By Dion Rabouin
NEW YORK (Reuters) - Stocks on major world markets fell and benchmark U.S. government bond yields hit all-time lows on Tuesday as worries about Britain's exit from the European Union pushed sterling to a fresh 31-year low, triggering a scramble for the safest and most liquid assets.
Investor confidence was undermined by the Bank of England's warning on the economic risks of "Brexit" and its steps to ensure British banks keep lending, as well as by news of a decline in U.S. factory orders and reports of mixed manufacturing and service sector activity in Asia and Europe.
Bank of England governor Mark Carney said global uncertainty could persist for some time and Chinese Premier Li Keqiang said it could be hard to sustain 6.7 percent growth in the second quarter.
Worries about Italy's banking sector creating larger problems in the EU also weighed on risk sentiment. Banks have been undercut by a spate of non-performing loans and there is a looming threat that Prime Minister Matteo Renzi will resign if he loses a referendum in October on constitutional reform.
Italy's bank sector index <.FTIT8300> fell 1.8 percent on Tuesday and has fallen 30 percent since the "Brexit" vote on June 23, bringing its losses so far this year to 57 percent.
More From This Section
"The Italian banking system is very shaky and there are noises coming out of Rome that this needs to be dealt with on Italy's terms and not on the EU's," said Joe Trevisani, chief market strategist at Worldwide Markets in Woodcliff Lake, New Jersey. "That's serious business."
Investors bought safe-haven assets as a result like U.S. government debt and the Japanese yen, pushing 10-year Treasury yields as low as 1.357 percent and the yen up 1.0 percent against the U.S. dollar.
Government bond yields around the globe fell, with Swiss yields negative all the way out to 50 years and British , German and Japanese 10-year yields at or near their lowest on record.
"People are going to be cautious. They are still keeping an eye on the UK and probably don't want to over-commit here," said John Callany, chief economic strategist at LPL Financial in Boston.

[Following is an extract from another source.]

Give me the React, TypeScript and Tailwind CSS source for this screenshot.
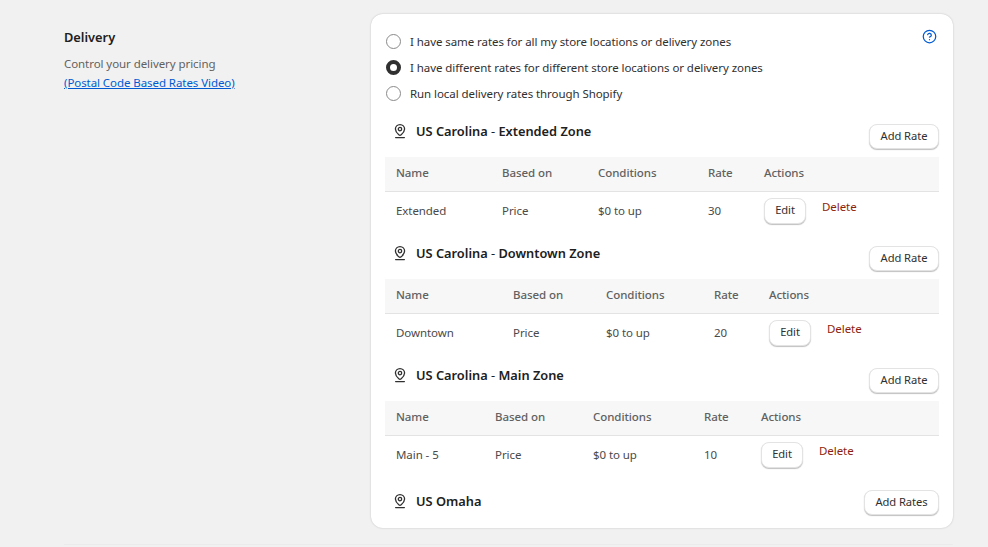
import React from 'react';
import { CircleHelp } from 'lucide-react';

const zones = [
  {
    title: 'US Carolina',
    suffix: 'Extended Zone',
    cols: [117, 96, 110, 56, 175],
    row: { name: 'Extended', basis: 'Price', cond: '$0 to up', rate: '30' },
  },
  {
    title: 'US Carolina',
    suffix: 'Downtown Zone',
    cols: [128, 93, 108, 55, 170],
    row: { name: 'Downtown', basis: 'Price', cond: '$0 to up', rate: '20' },
  },
  {
    title: 'US Carolina',
    suffix: 'Main Zone',
    cols: [110, 98, 111, 57, 178],
    row: { name: 'Main - 5', basis: 'Price', cond: '$0 to up', rate: '10' },
  },
];

const PinIcon = () => (
  <svg width="16" height="16" viewBox="0 0 16 16" fill="none" stroke="#303030" strokeWidth="1.3" className="shrink-0">
    <path d="M8 1.6c-2.7 0-4.6 2-4.6 4.5 0 2.3 1.7 4.2 3.4 5.7.7.6 1.7.6 2.4 0 1.7-1.5 3.4-3.4 3.4-5.7 0-2.5-1.9-4.5-4.6-4.5Z" />
    <circle cx="8" cy="6.1" r="1.7" />
    <path d="M3.6 14.6h8.8" strokeLinecap="round" />
  </svg>
);

const Radio = ({ label, checked }: { label: string; checked?: boolean }) => (
  <label className="flex h-[26px] items-center gap-[9px] pl-[1px] text-[#303030]">
    {checked ? (
      <span className="mb-[1px] h-[15px] w-[15px] rounded-full border-[4.5px] border-[#303030] bg-white" />
    ) : (
      <span className="mb-[1px] h-[15px] w-[15px] rounded-full border border-[#8a8a8a] bg-white" />
    )}
    <span>{label}</span>
  </label>
);

const Button = ({ children, className }: { children: React.ReactNode; className: string }) => (
  <button className={`flex h-[25px] items-center justify-center rounded-lg border border-[#e3e3e3] bg-white text-[11.2px] text-[#303030] shadow-[0_1px_1px_rgba(0,0,0,0.25)] ${className}`}>
    {children}
  </button>
);

const ZoneHeader = ({ title, suffix, low }: { title: string; suffix?: string; low?: boolean }) => (
  <div className="flex h-[31px] items-start justify-between">
    <div className={`flex items-center gap-[8px] pl-[7px] text-[12.8px] leading-[18px] tracking-normal ${low ? 'pt-[8px]' : 'pt-[4px]'}`}>
      <PinIcon />
      <span className="font-semibold text-[#202020]">
        {title}
        {suffix && <span className="font-normal"> - </span>}
        {suffix}
      </span>
    </div>
    <Button className={`mt-[6px] ${low ? 'w-[75px]' : 'w-[70px]'}`}>{low ? 'Add Rates' : 'Add Rate'}</Button>
  </div>
);

export default function App() {
  return (
    <div className="min-h-[547px] bg-[#f1f1f1] pt-[14px] pl-[64px] pr-[35px] font-['Noto_Sans',sans-serif] text-[11.5px] tracking-[-0.07px] text-[#303030]">
      <div className="flex items-start border-b border-[#ebebeb] pb-[16px]">
        {/* left description column */}
        <div className="w-[307px] shrink-0 pt-[13px]">
          <h2 className="text-[12.8px] leading-[20px] font-semibold tracking-normal text-[#202020]">Delivery</h2>
          <p className="mt-[7px] leading-[19px] text-[#616161]">Control your delivery pricing</p>
          <a href="#" className="block leading-[19px] text-[#005bd3] underline">(Postal Code Based Rates Video)</a>
        </div>

        {/* rates card */}
        <div className="w-[582px] rounded-xl bg-white px-[14px] pt-[15px] pb-[13px] shadow-[0_0_2px_rgba(0,0,0,0.22)]">
          <div className="flex items-start justify-between">
            <div>
              <Radio label="I have same rates for all my store locations or delivery zones" />
              <Radio checked label="I have different rates for different store locations or delivery zones" />
              <Radio label="Run local delivery rates through Shopify" />
            </div>
            <CircleHelp size={15} strokeWidth={2} className="mr-[2px] text-[#005bd3]" />
          </div>

          <div className="mt-[11px]">
            {zones.map((zone) => (
              <div key={zone.suffix} className="pb-[8px]">
                <ZoneHeader title={zone.title} suffix={zone.suffix} />
                <table className="mt-[8px] w-full table-fixed border-collapse">
                  <colgroup>
                    {zone.cols.map((w, i) => (
                      <col key={i} style={{ width: w }} />
                    ))}
                  </colgroup>
                  <thead>
                    <tr className="h-[34px] border-b border-[#e3e3e3] bg-[#f7f7f7] text-left text-[#616161]">
                      {['Name', 'Based on', 'Conditions', 'Rate', 'Actions'].map((h, i) => (
                        <th key={h} className={`pb-[2px] font-medium ${i === 0 ? 'pl-[11px]' : ''}`}>
                          {h}
                        </th>
                      ))}
                    </tr>
                  </thead>
                  <tbody>
                    <tr className="h-[41px]">
                      <td className="pb-[2px] pl-[11px] text-[#4a4a4a]">{zone.row.name}</td>
                      <td className="pb-[2px] text-[#4a4a4a]">{zone.row.basis}</td>
                      <td className="pb-[2px] text-[#4a4a4a]">{zone.row.cond}</td>
                      <td className="pb-[2px] text-[#4a4a4a]">{zone.row.rate}</td>
                      <td className="pt-[6px] align-top">
                        <div className="flex items-start gap-[16px]">
                          <Button className="h-[26px] w-[42px]">Edit</Button>
                          <a className="leading-[18px] text-[#8e1f0b]">Delete</a>
                        </div>
                      </td>
                    </tr>
                  </tbody>
                </table>
              </div>
            ))}
            <ZoneHeader title="US Omaha" low />
          </div>
        </div>
      </div>
    </div>
  );
}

Wall Street stocks fell with the Dow Jones industrial average down 154.16 points, or 0.86 percent, to 17,795.21, the S&P 500 off 21.35 points, or 1.02 percent, to 2,081.6 and the Nasdaq Composite slipping 62.49 points, or 1.29 percent, to 4,800.08.

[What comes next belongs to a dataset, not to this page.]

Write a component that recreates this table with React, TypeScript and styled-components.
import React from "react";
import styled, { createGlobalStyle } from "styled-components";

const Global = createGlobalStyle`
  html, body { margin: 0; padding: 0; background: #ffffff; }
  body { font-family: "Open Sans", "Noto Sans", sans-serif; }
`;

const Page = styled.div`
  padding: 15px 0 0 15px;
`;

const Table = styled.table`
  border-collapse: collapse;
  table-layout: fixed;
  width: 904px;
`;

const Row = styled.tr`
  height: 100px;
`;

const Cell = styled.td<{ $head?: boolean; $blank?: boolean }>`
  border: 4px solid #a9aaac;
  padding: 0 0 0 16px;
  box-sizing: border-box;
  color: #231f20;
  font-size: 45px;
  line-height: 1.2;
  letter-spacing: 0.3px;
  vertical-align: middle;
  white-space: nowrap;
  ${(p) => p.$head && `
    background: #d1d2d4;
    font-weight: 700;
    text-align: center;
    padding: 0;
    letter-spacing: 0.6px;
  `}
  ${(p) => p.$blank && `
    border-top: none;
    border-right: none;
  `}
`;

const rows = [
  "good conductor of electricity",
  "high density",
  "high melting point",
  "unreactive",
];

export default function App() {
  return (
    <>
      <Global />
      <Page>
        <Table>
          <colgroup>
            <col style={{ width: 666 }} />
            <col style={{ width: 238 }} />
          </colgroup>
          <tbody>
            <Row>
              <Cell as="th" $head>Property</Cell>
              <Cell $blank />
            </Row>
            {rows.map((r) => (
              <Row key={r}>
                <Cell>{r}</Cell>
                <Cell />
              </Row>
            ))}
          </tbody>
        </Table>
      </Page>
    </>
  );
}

MSCI's gauge of global stocks , which tracks markets in 45 countries, dropped 1.2 percent.
European shares fell 1.53 percent, dragged down by weaker commodity stocks and Italian bank shares.

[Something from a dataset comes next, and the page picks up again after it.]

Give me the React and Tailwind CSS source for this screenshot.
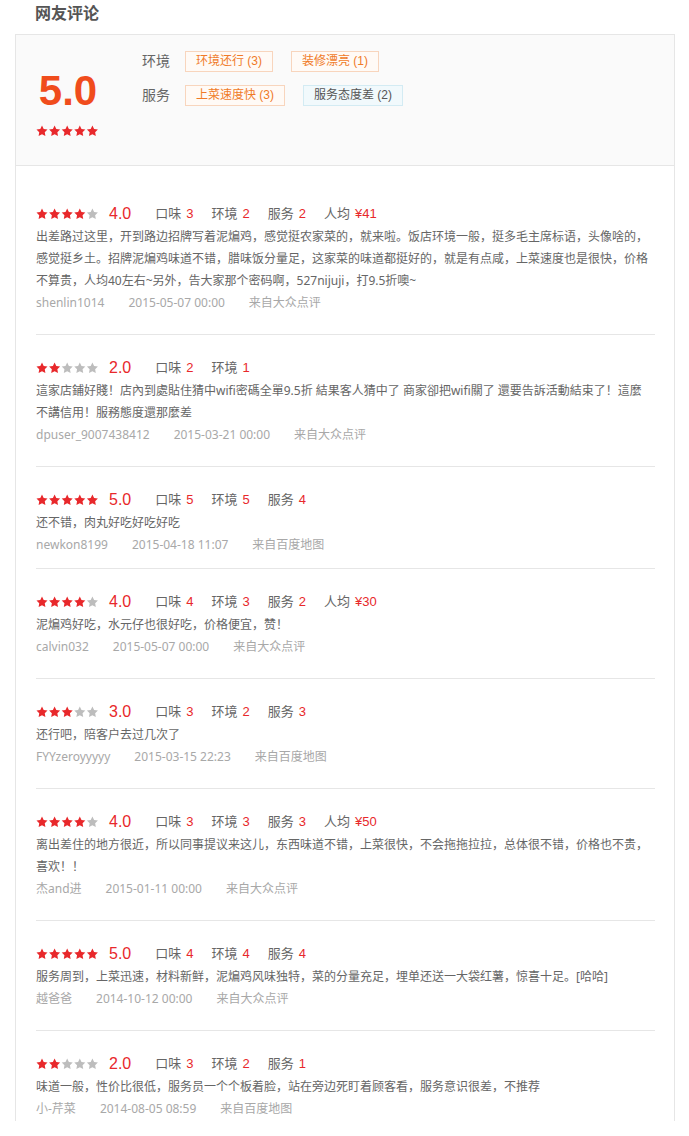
import React from "react";

const STAR = "M12 2l3.09 6.26L22 9.27l-5 4.87 1.18 6.88L12 17.77l-6.18 3.25L7 14.14 2 9.27l6.91-1.01L12 2z";

function Stars({ n }) {
  return (
    <svg width="64" height="12" viewBox="0 0 64 12" className="block">
      {[0, 1, 2, 3, 4].map((i) => (
        <g key={i} transform={`translate(${i * 12.6 - 0.6},-0.6) scale(0.55)`}>
          <path d={STAR} fill={i < n ? "#e8282b" : "#bdbdbd"} />
        </g>
      ))}
    </svg>
  );
}

const reviews = [
  {
    s: 4, score: "4.0",
    items: [["口味", "3"], ["环境", "2"], ["服务", "2"], ["人均", "¥41"]],
    text: "出差路过这里，开到路边招牌写着泥煸鸡，感觉挺农家菜的，就来啦。饭店环境一般，挺多毛主席标语，头像啥的，感觉挺乡土。招牌泥煸鸡味道不错，腊味饭分量足，这家菜的味道都挺好的，就是有点咸，上菜速度也是很快，价格不算贵，人均40左右~另外，告大家那个密码啊，527nijuji，打9.5折噢~",
    user: "shenlin1014", date: "2015-05-07 00:00", src: "来自大众点评",
  },
  {
    s: 2, score: "2.0",
    items: [["口味", "2"], ["环境", "1"]],
    text: "這家店鋪好賤！店內到處貼住猜中wifi密碼全單9.5折 結果客人猜中了 商家卻把wifi關了 還要告訴活動結束了！這麼不講信用！服務態度還那麼差",
    user: "dpuser_9007438412", date: "2015-03-21 00:00", src: "来自大众点评",
  },
  {
    s: 5, score: "5.0",
    items: [["口味", "5"], ["环境", "5"], ["服务", "4"]],
    text: "还不错，肉丸好吃好吃好吃",
    user: "newkon8199", date: "2015-04-18 11:07", src: "来自百度地图",
    pb: "pb-[12px]",
  },
  {
    s: 4, score: "4.0",
    items: [["口味", "4"], ["环境", "3"], ["服务", "2"], ["人均", "¥30"]],
    text: "泥煸鸡好吃，水元仔也很好吃，价格便宜，赞！",
    user: "calvin032", date: "2015-05-07 00:00", src: "来自大众点评",
  },
  {
    s: 3, score: "3.0",
    items: [["口味", "3"], ["环境", "2"], ["服务", "3"]],
    text: "还行吧，陪客户去过几次了",
    user: "FYYzeroyyyyy", date: "2015-03-15 22:23", src: "来自百度地图",
  },
  {
    s: 4, score: "4.0",
    items: [["口味", "3"], ["环境", "3"], ["服务", "3"], ["人均", "¥50"]],
    text: "离出差住的地方很近，所以同事提议来这儿，东西味道不错，上菜很快，不会拖拖拉拉，总体很不错，价格也不贵，喜欢！！",
    user: "杰and进", date: "2015-01-11 00:00", src: "来自大众点评",
  },
  {
    s: 5, score: "5.0",
    items: [["口味", "4"], ["环境", "4"], ["服务", "4"]],
    text: "服务周到，上菜迅速，材料新鲜，泥煸鸡风味独特，菜的分量充足，埋单还送一大袋红薯，惊喜十足。[哈哈]",
    user: "越爸爸", date: "2014-10-12 00:00", src: "来自大众点评",
  },
  {
    s: 2, score: "2.0",
    items: [["口味", "3"], ["环境", "2"], ["服务", "1"]],
    text: "味道一般，性价比很低，服务员一个个板着脸，站在旁边死盯着顾客看，服务意识很差，不推荐",
    user: "小-芹菜", date: "2014-08-05 08:59", src: "来自百度地图",
    last: true,
  },
];

const font = { fontFamily: '"Liberation Sans", "Noto Sans CJK SC", sans-serif' };
const bodyFont = { fontFamily: '"Noto Sans", "Noto Sans CJK SC", sans-serif' };

function Tag({ children, blue }) {
  return (
    <span
      className={
        "inline-block h-[21px] px-[10px] border text-[12px] leading-[19px] overflow-hidden " +
        (blue
          ? "border-[#d3ebf3] bg-[#f1f9fc] text-[#555]"
          : "border-[#f8d5bd] bg-[#fffaf6] text-[#f07a28]")
      }
    >
      {children}
    </span>
  );
}

function Review({ r, first }) {
  return (
    <div
      className={
        "pt-[23px] " +
        (r.last ? "pb-[1px] " : (r.pb || "pb-[20px]") + " border-b border-[#e6e6e6] ") +
        (first ? "mt-[15px]" : "")
      }
    >
      <div className="flex items-center h-[20px]">
        <Stars n={r.s} />
        <span className="ml-[9px] h-[20px] text-[16px] leading-[20px] text-[#e8282b]">{r.score}</span>
        <div className="ml-[24px] h-[20px] flex items-center gap-[18px] text-[13px] leading-[20px]">
          {r.items.map(([k, v]) => (
            <span key={k} className="h-[20px] text-[#666]">
              {k}
              <span className="ml-[5px] text-[#e8282b]">{v}</span>
            </span>
          ))}
        </div>
      </div>
      <p className="mt-[2px] max-w-[616px] text-[12px] leading-[22px] text-[#666]" style={bodyFont}>
        {r.text}
      </p>
      <div className="flex h-[22px] gap-[24px] text-[12px] leading-[22px] text-[#a8a8a8]" style={bodyFont}>
        <span className="h-[22px]">{r.user}</span>
        <span className="h-[22px]">{r.date}</span>
        <span className="h-[22px]">{r.src}</span>
      </div>
    </div>
  );
}

export default function App() {
  return (
    <div className="w-[689px] bg-white" style={font}>
      <div className="h-[34px] pt-[5px] pl-[35px] text-[16px] leading-[18px] font-bold text-[#555]">
        网友评论
      </div>
      <div className="ml-[15px] w-[660px] border-t border-l border-r border-[#e6e6e6]">
        <div className="h-[131px] box-border bg-[#fafafa] border-b border-[#e6e6e6] pt-[16px] pl-[20px] flex items-start">
          <div className="w-[64px] mt-[19px] flex flex-col items-center">
            <div className="h-[42px] text-[42px] leading-[42px] font-bold text-[#f04c1c]">5.0</div>
            <div className="mt-[13px]">
              <Stars n={5} />
            </div>
          </div>
          <div className="ml-[42px] flex flex-col gap-[13px]">
            <div className="flex items-center h-[21px]">
              <span className="w-[43px] h-[21px] text-[14px] leading-[21px] text-[#666]">环境</span>
              <Tag>环境还行 (3)</Tag>
              <span className="ml-[18px] h-[21px]">
                <Tag>装修漂亮 (1)</Tag>
              </span>
            </div>
            <div className="flex items-center h-[21px]">
              <span className="w-[43px] h-[21px] text-[14px] leading-[21px] text-[#666]">服务</span>
              <Tag>上菜速度快 (3)</Tag>
              <span className="ml-[18px] h-[21px]">
                <Tag blue>服务态度差 (2)</Tag>
              </span>
            </div>
          </div>
        </div>
        <div className="pl-[20px] pr-[19px]">
          {reviews.map((r, i) => (
            <Review key={i} r={r} first={i === 0} />
          ))}
        </div>
      </div>
    </div>
  );
}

Sterling suffered, falling as much as 2 percent to a low of $1.3001, its lowest since 1985.
The euro also fell, losing 0.6 percent against the dollar to $1.1086.
Crude oil dipped below $48 a barrel as concern about a potential slowdown in economic growth that would weigh on demand trumped supply outages in Nigeria and other exporting nations.
Brent crude was down 4.55 percent at $47.84 a barrel and U.S. crude dropped 5 percent to $46.53 a barrel. [O/R]
(Reporting by Dion Rabouin; Editing by James Dalgleish)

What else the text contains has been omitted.